Styles: harsh noise
Others: Incapacitants, Lasse Marhaug, Merzbow, Masonna
Kevin Drumm’s greatest successes in his long career have occurred when the chaos of his music utterly overwhelms the listener’s sense of authorship. Of course, he’s always in control, but quite early on, with albums like the classic Sheer Hellish Miasma or Horror of Birth, the illusion of reckless abandonment to sonic violence overtakes any sense that anything other than some mad, inhuman force controls what we’re hearing. Such a feeling might derive from a number of sources: sensory and affective overload, the sheer impenetrability of the architecture of the piece, the inability to determine the source of the sounds, activation of fear and pleasure centers in the brain, or finally just total immersion. With so few gaps in the musical landscape, there is no time to think.
Enter Relief, which, though it takes the form of sonic assault in the tradition of releases like Sheer Hellish Misama (as opposed to Drumm’s more spacious early work or more recent drone-based albums on Hospital Productions), reveals, amid its static squalls, a more restrained sonic artificer. It should be clear that relief implies not the sensation of calm after the lifting of a stressor, but rather a sculpture carved into a surface. Relief will not provide any escape from anxieties (except insofar as it’s an aesthetic experience). From its first moments until its final fadeout, its tension never releases. Persistent waves of modular static and an unshakable minor-key phrase fill Relief’s single track, so those looking for peace should look elsewhere.

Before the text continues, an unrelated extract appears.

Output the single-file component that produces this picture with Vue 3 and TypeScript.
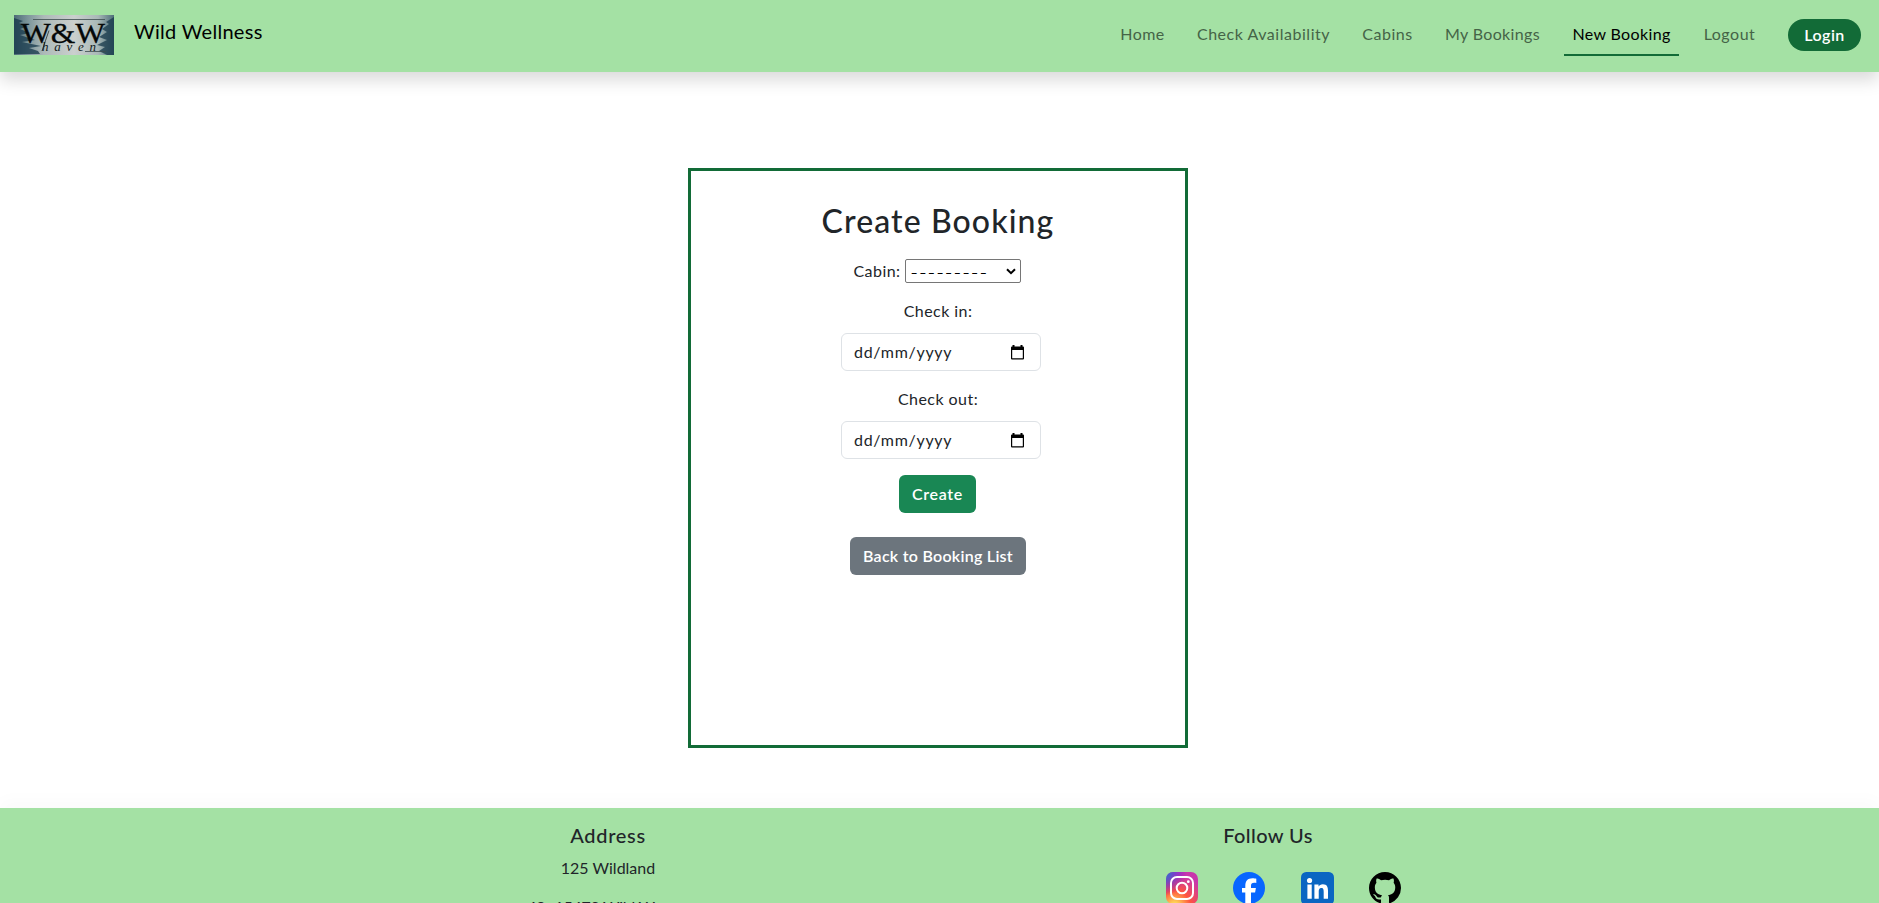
<script setup lang="ts">
interface NavItem { label: string; cls: string }
const navItems: NavItem[] = [
  { label: 'Home', cls: 'home' },
  { label: 'Check Availability', cls: 'avail' },
  { label: 'Cabins', cls: 'cabins' },
  { label: 'My Bookings', cls: 'mine' },
  { label: 'New Booking', cls: 'new active' },
  { label: 'Logout', cls: 'logout' },
]
const fields: string[] = ['Check in:', 'Check out:']
</script>

<template>
  <div class="page">
    <header class="bar">
      <a class="brand">
        <svg class="logo" viewBox="0 0 100 40" aria-label="Wild Wellness Haven">
          <defs>
            <linearGradient id="mist" x1="0" x2="1" y1="0" y2="0">
              <stop offset="0" stop-color="#4c6b76" />
              <stop offset=".14" stop-color="#7d969b" />
              <stop offset=".3" stop-color="#adb9b8" />
              <stop offset=".6" stop-color="#cbd0ce" />
              <stop offset=".84" stop-color="#a9b8b7" />
              <stop offset="1" stop-color="#4d6d78" />
            </linearGradient>
            <filter id="soft"><feGaussianBlur stdDeviation=".7" /></filter>
          </defs>
          <rect width="100" height="40" fill="url(#mist)" />
          <g filter="url(#soft)" fill="#17394b" opacity=".75">
            <path d="M0 3l9 3-4 2 9 3-8 3 10 4-10 2 15 5-13 2 19 4-12 2 9 3 2 3H0z" />
            <path d="M100 2l-8 5 3 2-7 5 5 3-8 5 8 3-10 5 8 2-6 4 8 4H100z" />
          </g>
          <path d="M19 4.500H91M71 36.500H92" stroke="#3b4b4e" stroke-width=".8" />
          <text class="mono" x="7" y="28" textLength="84" lengthAdjust="spacingAndGlyphs">W&amp;W</text>
          <path d="M28 36C30 29 33 22 35 15.500" fill="none" stroke="#10191b" stroke-width=".7" />
          <text class="haven" x="28" y="36" textLength="54">haven</text>
        </svg>
        <span class="name">Wild Wellness</span>
      </a>
      <nav>
        <a v-for="n in navItems" :key="n.label" :class="n.cls"><span>{{ n.label }}</span></a>
        <a class="login"><span>Login</span></a>
      </nav>
    </header>

    <main>
      <section class="card">
        <h2><span>Create Booking</span></h2>
        <div class="cabin">
          <label><span>Cabin:</span></label>
          <div class="select"><span class="dashes">---------</span>
            <svg viewBox="0 0 10 7"><path d="M1 1.200L5 5.200L9 1.200" fill="none" stroke="#000" stroke-width="2" /></svg>
          </div>
        </div>
        <div v-for="f in fields" :key="f" class="field">
          <label><span>{{ f }}</span></label>
          <div class="date"><span>dd/mm/yyyy</span>
            <svg viewBox="0 0 13 15"><path d="M1.500 0h2v1.500h6V0h2v1.500h.5a1 1 0 0 1 1 1V13.500a1 1 0 0 1-1 1H1a1 1 0 0 1-1-1V2.500a1 1 0 0 1 1-1h.5zM1.200 5v8.200h10.600V5z" /></svg>
          </div>
        </div>
        <button class="create"><span>Create</span></button>
        <button class="back"><span>Back to Booking List</span></button>
      </section>
    </main>

    <footer>
      <div class="col address">
        <h5><span>Address</span></h5>
        <p><span>125 Wildland</span></p>
        <p class="city"><span>49 -15478 Wild W</span></p>
      </div>
      <div class="col follow">
        <h5><span>Follow Us</span></h5>
        <div class="social">
          <svg viewBox="0 0 32 32">
            <defs>
              <radialGradient id="warm" cx=".27" cy="1.080" r="1">
                <stop offset="0" stop-color="#fd5" /><stop offset=".1" stop-color="#fd5" />
                <stop offset=".5" stop-color="#ff543e" /><stop offset="1" stop-color="#c837ab" />
              </radialGradient>
              <radialGradient id="cool" cx="-.1" cy="0" r=".75">
                <stop offset="0" stop-color="#3771c8" /><stop offset=".2" stop-color="#3771c8" />
                <stop offset="1" stop-color="#60f" stop-opacity="0" />
              </radialGradient>
            </defs>
            <rect width="32" height="32" rx="7" fill="url(#warm)" /><rect width="32" height="32" rx="7" fill="url(#cool)" />
            <rect x="5" y="5" width="22" height="22" rx="6" fill="none" stroke="#fff" stroke-width="2" />
            <circle cx="16" cy="16" r="5.300" fill="none" stroke="#fff" stroke-width="2" /><circle cx="22.300" cy="9.700" r="1.400" fill="#fff" />
          </svg>
          <svg viewBox="0 0 32 32">
            <circle cx="16" cy="16" r="16" fill="#0866ff" />
            <path fill="#fff" d="M12.300 32V20.500H9V16h3.300v-2.100c0-5 2.300-7.700 7.200-7.700 1.400 0 2.900.2 3.800.5v4.200c-.6-.1-1.400-.1-2.100-.1-2.400 0-3.200.9-3.200 3.200v2h4.900l-.8 4.500H18V32z" />
          </svg>
          <svg class="linkedin" viewBox="0 0 32 32">
            <rect width="32" height="32" rx="5" fill="#0a66c2" />
            <g fill="#fff"><circle cx="8.300" cy="8.200" r="2.500" /><path d="M6.200 12.200h4.200V26H6.200zM13 12.200h4v1.900c.7-1.300 2.200-2.300 4.200-2.300 4.200 0 5 2.800 5 6.400V26H22v-6.900c0-1.700-.1-3.700-2.300-3.700s-2.500 1.800-2.500 3.600v7H13z" /></g>
          </svg>
          <svg viewBox="0 0 16 16"><path d="M8 0C3.580 0 0 3.580 0 8c0 3.540 2.290 6.530 5.470 7.590.4.070.55-.17.55-.38 0-.19-.01-.82-.01-1.490-2.010.37-2.530-.49-2.690-.94-.09-.23-.48-.94-.82-1.130-.28-.15-.68-.52-.01-.53.63-.01 1.080.58 1.230.82.72 1.210 1.870.87 2.330.66.07-.52.28-.87.51-1.070-1.780-.2-3.640-.89-3.640-3.950 0-.87.31-1.590.82-2.150-.08-.2-.36-1.020.08-2.120 0 0 .67-.21 2.200.82.64-.18 1.320-.27 2-.27s1.360.09 2 .27c1.530-1.040 2.200-.82 2.200-.82.44 1.100.16 1.920.08 2.120.51.56.82 1.270.82 2.150 0 3.070-1.870 3.750-3.650 3.950.29.25.54.73.54 1.480 0 1.070-.01 1.930-.01 2.200 0 .21.15.46.55.38A8.010 8.010 0 0 0 16 8c0-4.420-3.580-8-8-8z" /></svg>
        </div>
      </div>
    </footer>
  </div>
</template>

<style>
body { margin: 0; overflow: hidden; }
</style>

<style scoped>
* { box-sizing: border-box; }
.page { height: 903px; overflow: hidden; display: flex; flex-direction: column; font: 400 16px/24px Lato, "Open Sans", sans-serif; color: #212529; background: #fff; }
span { white-space: nowrap; }
.bar { height: 72px; flex: none; display: flex; justify-content: space-between; padding: 0 18px 0 14px; background: #a4e1a4; box-shadow: 0 8px 16px rgba(0, 0, 0, .15); position: relative; }
.brand { display: flex; padding-top: 15px; color: #000; }
.logo { width: 100px; height: 40px; display: block; }
.mono { font: 29px "Liberation Serif", serif; fill: #050808; stroke: #050808; stroke-width: .3; }
.haven { font: italic 13px "Liberation Serif", serif; fill: #10191b; }
.name { margin: 1px 0 0 20px; font-size: 20px; line-height: 30px; letter-spacing: .29px; }
nav { display: flex; gap: 16px; padding-top: 14px; color: #456447; letter-spacing: .5px; }
nav a { height: 42px; padding: 8px 0; text-align: center; border-bottom: 2px solid transparent; }
nav .active { color: #000; border-color: #126b37; }
nav .login { width: 73px; height: 32px; margin: 5px 0 0 8px; padding: 4px 0; border: 0; border-radius: 16px; background: #126b37; color: #fff; font-weight: 600; }
.home { width: 61px; } .avail { width: 149px; letter-spacing: .53px; } .cabins { width: 67px; } .mine { width: 111px; letter-spacing: .36px; } .new { width: 115px; letter-spacing: .36px; } .logout { width: 69px; }
main { height: 736px; flex: none; padding: 96px 0 0 688px; }
.card { width: 500px; height: 580px; border: 3px solid #126b37; display: flex; flex-direction: column; align-items: center; letter-spacing: .45px; }
h2 { margin: 31px 0 0; font-size: 32px; line-height: 38px; font-weight: 500; letter-spacing: 1.100px; }
.cabin { margin: 17px 2px 0 0; height: 28px; display: flex; align-items: center; gap: 4px; }
.select { width: 116px; height: 24px; border: 1px solid #767676; border-radius: 2px; display: flex; align-items: center; justify-content: space-between; padding: 0 4px 0 5px; color: #000; line-height: 22px; }
.dashes { font-family: Inter, sans-serif; font-weight: 300; letter-spacing: 1.400px; line-height: 24px; padding-top: 2px; }
.select svg { width: 10px; height: 7px; }
.field { display: flex; flex-direction: column; align-items: center; margin-top: 14px; }
.field + .field { margin-top: 16px; }
.date { margin: 10px 0 0 6px; width: 200px; height: 38px; border: 1px solid #dee2e6; border-radius: 6px; display: flex; align-items: center; justify-content: space-between; padding: 0 16px 0 12px; letter-spacing: .7px; }
.date svg { width: 13px; height: 15px; }
button { height: 38px; padding: 0; border: 0; border-radius: 6px; font: 600 16px/24px Lato, sans-serif; color: #fff; }
.create { width: 77px; margin: 16px 1px 0 0; background: #198754; letter-spacing: .7px; }
.back { width: 176px; margin-top: 24px; background: #6c757d; letter-spacing: .27px; }
footer { flex: none; height: 140px; position: relative; display: flex; background: #a4e1a4; padding-left: 270px; box-shadow: 0 -8px 16px rgba(0, 0, 0, .02); }
.col { width: 676px; text-align: center; padding-top: 15px; }
h5 { margin: 0 0 9px; font-size: 20px; line-height: 24px; font-weight: 500; letter-spacing: .7px; }
.follow h5 { margin-left: -32px; letter-spacing: .4px; }
p { margin: 0 0 16px; line-height: 24px; }
.city { margin-top: -1px; margin-left: -34px; letter-spacing: -.3px; }
.social { display: flex; justify-content: center; gap: 35.500px; margin: 25px 0 0 -1px; }
.social svg { width: 32px; height: 32px; }
.social .linkedin { width: 33px; height: 33px; }
</style>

Relief’s sculptural qualities consist in these two elements alternating in and out of stasis. At some points in the piece, the wall of noise shifts into new forms; at others, the droning, melodic phrase morphs into a new phase. Thus, one piece of the sonic puzzle tends to be an unmoved medium, a surface, on which the other part carves out a motif. Relief reveals through this process the sculptor’s hand. In breaking from the chaotic senselessness of his previous work, Drumm himself appears as manipulator. In Relief’s readability we sense an author, a plan.
Anywhere else, this might be a boon to the composer — the architectonics of his or her grand design peeking through the work itself, revealing more profound depths. But the depths of Drumm’s music stand at the level of the textures themselves. Any abstraction from the immediacy of the texture threatens to disrupt the listening experience, and while the conceptual layer of Relief certainly enriches the work, it prevents full immersion. Its roiling seas are less affective, and the repetitious elements show their sources. Relief will certainly inject a dose of brutality into your day, but Drumm’s restraint means that it works more on the cerebrum than it does the reptilian brain. This development promises great potential for a more complete balance of these aspects of Drumm’s work, and Relief feels like a way-point on the path of that more perfect union. It can still overwhelm, and its harsh textures still assault, but it never fully envelops the listener in a sonic environment. Instead of commanding attention, Relief allows it to drift, preventing the listener’s final escape into the contentless void of sonic oblivion.